RAW DATA |
──────────

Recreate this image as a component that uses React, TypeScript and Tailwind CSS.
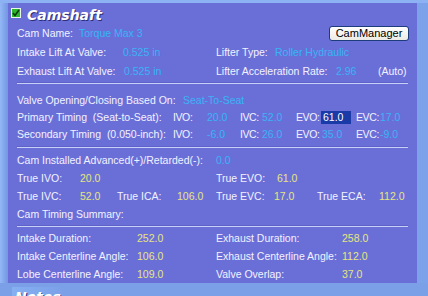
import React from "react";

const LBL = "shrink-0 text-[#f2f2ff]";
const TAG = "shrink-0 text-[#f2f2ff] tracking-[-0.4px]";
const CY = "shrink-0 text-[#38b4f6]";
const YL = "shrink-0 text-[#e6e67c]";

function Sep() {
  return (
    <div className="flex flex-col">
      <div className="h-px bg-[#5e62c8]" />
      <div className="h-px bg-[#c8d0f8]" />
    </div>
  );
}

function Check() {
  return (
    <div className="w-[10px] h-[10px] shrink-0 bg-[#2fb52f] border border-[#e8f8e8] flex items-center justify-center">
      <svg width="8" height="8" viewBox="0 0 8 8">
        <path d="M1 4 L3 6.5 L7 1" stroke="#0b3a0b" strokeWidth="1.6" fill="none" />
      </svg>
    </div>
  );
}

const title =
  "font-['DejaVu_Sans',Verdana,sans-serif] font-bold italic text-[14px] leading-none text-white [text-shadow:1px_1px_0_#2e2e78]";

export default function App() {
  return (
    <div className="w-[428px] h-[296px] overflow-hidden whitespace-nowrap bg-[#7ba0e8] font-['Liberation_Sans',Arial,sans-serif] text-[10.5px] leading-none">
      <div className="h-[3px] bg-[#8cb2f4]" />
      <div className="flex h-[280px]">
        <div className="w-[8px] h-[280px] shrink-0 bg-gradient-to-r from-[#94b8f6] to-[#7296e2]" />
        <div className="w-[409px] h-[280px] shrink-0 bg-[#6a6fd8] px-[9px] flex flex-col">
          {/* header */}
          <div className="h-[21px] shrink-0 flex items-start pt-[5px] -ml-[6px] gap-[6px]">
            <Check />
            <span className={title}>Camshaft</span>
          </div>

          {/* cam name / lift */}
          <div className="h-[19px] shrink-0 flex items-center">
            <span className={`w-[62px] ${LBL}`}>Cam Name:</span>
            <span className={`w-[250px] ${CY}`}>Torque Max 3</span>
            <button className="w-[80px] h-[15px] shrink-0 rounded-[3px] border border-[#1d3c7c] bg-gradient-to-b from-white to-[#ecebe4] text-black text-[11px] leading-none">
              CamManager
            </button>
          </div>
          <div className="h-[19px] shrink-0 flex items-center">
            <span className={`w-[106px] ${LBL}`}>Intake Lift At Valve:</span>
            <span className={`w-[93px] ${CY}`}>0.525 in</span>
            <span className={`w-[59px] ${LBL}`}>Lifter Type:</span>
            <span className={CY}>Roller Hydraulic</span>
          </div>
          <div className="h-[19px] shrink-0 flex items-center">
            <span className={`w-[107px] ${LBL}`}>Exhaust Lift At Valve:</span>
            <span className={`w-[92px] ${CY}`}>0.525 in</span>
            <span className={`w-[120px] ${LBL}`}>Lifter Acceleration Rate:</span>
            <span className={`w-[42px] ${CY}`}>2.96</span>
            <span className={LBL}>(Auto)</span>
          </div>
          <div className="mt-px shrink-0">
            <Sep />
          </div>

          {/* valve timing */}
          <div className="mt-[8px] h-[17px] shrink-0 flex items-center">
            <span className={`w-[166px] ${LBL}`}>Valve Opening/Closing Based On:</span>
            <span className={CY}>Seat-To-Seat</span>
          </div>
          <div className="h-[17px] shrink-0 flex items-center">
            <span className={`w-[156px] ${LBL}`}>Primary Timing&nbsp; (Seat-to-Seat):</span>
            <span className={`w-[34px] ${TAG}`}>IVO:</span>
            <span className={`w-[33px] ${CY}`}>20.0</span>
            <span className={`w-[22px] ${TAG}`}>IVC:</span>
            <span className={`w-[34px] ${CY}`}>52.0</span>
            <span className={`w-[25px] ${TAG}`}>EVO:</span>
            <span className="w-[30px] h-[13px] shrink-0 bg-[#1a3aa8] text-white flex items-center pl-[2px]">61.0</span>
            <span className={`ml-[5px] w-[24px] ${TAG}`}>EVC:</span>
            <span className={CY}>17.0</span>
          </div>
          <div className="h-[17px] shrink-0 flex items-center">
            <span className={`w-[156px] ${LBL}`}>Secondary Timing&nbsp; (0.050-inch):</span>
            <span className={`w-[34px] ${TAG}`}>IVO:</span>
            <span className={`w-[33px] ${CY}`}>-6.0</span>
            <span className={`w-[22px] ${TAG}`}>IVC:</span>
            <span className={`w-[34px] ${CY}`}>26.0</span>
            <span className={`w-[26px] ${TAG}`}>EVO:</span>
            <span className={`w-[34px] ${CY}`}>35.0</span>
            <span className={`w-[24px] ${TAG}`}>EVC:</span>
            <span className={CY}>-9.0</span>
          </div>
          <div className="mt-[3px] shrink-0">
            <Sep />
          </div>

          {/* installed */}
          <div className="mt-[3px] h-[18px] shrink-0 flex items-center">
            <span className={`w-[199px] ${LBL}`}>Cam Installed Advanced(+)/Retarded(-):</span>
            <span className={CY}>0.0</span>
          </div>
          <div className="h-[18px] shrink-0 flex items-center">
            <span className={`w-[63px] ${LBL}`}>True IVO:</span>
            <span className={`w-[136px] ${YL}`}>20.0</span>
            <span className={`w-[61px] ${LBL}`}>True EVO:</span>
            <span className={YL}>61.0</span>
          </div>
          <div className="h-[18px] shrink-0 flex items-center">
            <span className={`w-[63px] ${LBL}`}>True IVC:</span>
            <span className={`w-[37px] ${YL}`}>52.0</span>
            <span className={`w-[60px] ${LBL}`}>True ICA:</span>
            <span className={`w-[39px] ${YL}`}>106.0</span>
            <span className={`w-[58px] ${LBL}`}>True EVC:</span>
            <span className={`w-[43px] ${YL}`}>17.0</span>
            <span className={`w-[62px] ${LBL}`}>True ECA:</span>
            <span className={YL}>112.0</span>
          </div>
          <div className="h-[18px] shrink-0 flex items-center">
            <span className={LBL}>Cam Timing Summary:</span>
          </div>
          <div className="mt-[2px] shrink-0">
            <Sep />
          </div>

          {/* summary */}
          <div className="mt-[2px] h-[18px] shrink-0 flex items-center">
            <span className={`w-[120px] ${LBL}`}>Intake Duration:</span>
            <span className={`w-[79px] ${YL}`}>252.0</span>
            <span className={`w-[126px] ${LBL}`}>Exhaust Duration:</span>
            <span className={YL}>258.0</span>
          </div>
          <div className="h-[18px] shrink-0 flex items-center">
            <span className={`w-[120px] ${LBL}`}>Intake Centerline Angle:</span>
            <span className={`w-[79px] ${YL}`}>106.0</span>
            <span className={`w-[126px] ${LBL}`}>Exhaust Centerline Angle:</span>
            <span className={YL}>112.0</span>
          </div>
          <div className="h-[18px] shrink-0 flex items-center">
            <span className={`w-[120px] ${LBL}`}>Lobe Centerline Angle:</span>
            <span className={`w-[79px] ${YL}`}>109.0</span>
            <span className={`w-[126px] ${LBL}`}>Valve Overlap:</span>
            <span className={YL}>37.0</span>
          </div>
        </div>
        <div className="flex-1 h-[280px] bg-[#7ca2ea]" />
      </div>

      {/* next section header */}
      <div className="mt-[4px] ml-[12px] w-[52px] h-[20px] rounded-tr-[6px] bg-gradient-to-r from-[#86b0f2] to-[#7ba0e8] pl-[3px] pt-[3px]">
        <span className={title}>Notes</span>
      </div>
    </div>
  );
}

──────────

EXERCISE REQUIREMENTS | Copy down every line of the material above that includes the string "React".

ANSWER TO THE EXERCISE |
Recreate this image as a component that uses React, TypeScript and Tailwind CSS.
import React from "react";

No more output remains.